L’état des esprits et les périls de la chose publique avaient rendu sans doute cette abdication nécessaire, mais elle ne pouvait être honorablement réclamée que par le seul pouvoir auquel l’aristocratie française faisait profession de n’avoir rien à refuser. Cependant les conseillers de Louis XVI n’avaient pas plus d’avis sur cette question que sur la plupart de celles qui s’élevèrent bientôt après. Le discours du roi à l’ouverture des états-généraux, son allocution à la séance royale du 23 juin, la diffuse harangue de M. de Barentin, l’exposé de M. Necker non moins vague sur cet article, ont constate que le malheureux prince était comme son gouvernement, sans idées arrêtées sur le mode à suivre dans les délibérations aussi bien que sur la direction qu’il convenait de leur imprimer. Durant six mortelles semaines, le problème du mode de vérification mit l’assemblée dans une fermentation plus funeste à la monarchie que n’auraient pu l’être les résolutions les plus désastreuses. Loin de faire de sérieux efforts pour terminer cette déplorable crise, le ministère la compliqua par des négociations incohérentes et les procès-verbaux des conférences tenues chez le garde-des-sceaux pour amener entre les ordres une conciliation qui devenait impossible du moment où la royauté hésitait à l’imposer prouvent que la résolution comme le génie ne manquaient pas moins aux magistrats devenus ministres qu’aux banquiers transformés en hommes d’état.

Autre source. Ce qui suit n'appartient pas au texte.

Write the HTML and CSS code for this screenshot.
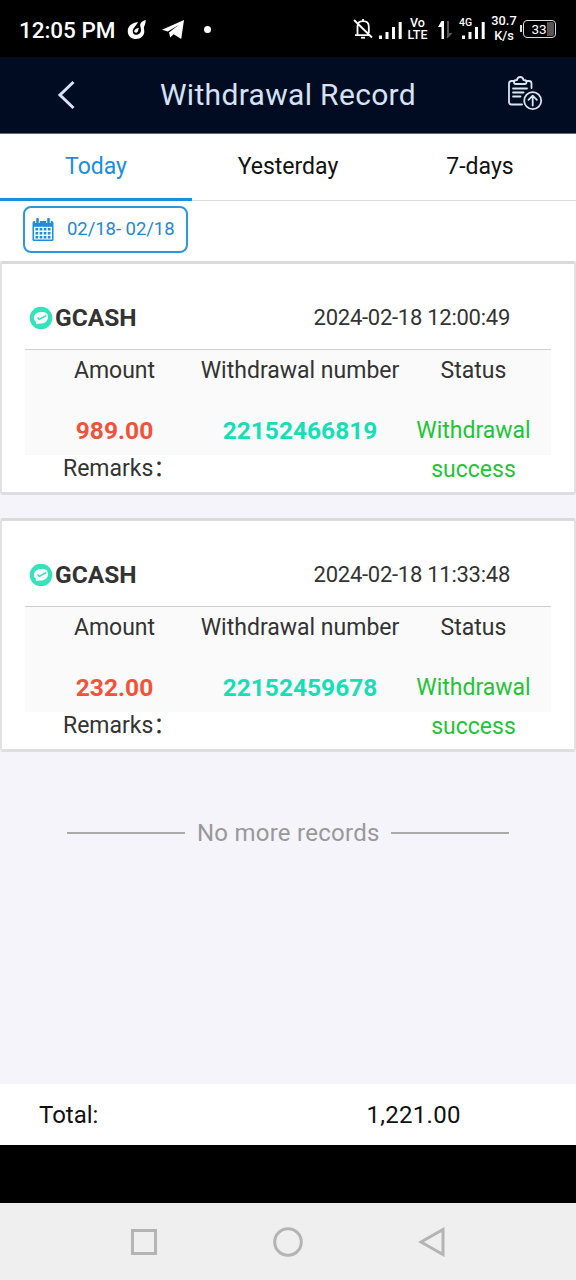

Si la royauté avait eu et la conscience de sa force et celle de sa mission, elle aurait profité de la popularité passagère peut-être, mais certaine, que lui aurait donnée une intervention opportune dans l’affaire de la vérification, pour soumettre a l’assemblée qui s’ignorait encore elle-même, un projet de ses lumières. Transformer une caste inabordable en un corps politique facilement accessible à toutes les supériorités naturelles, faire rentrer la noblesse dans le droit commun sans renoncer à profiter de son dévouement héréditaire et de ce qu’elle conservait encore d’influence locale, empêcher la chaîne des temps de se rompre pour n’avoir pas un jour à la renouer, telle était la tentative à laquelle son propre intérêt conviait la royauté.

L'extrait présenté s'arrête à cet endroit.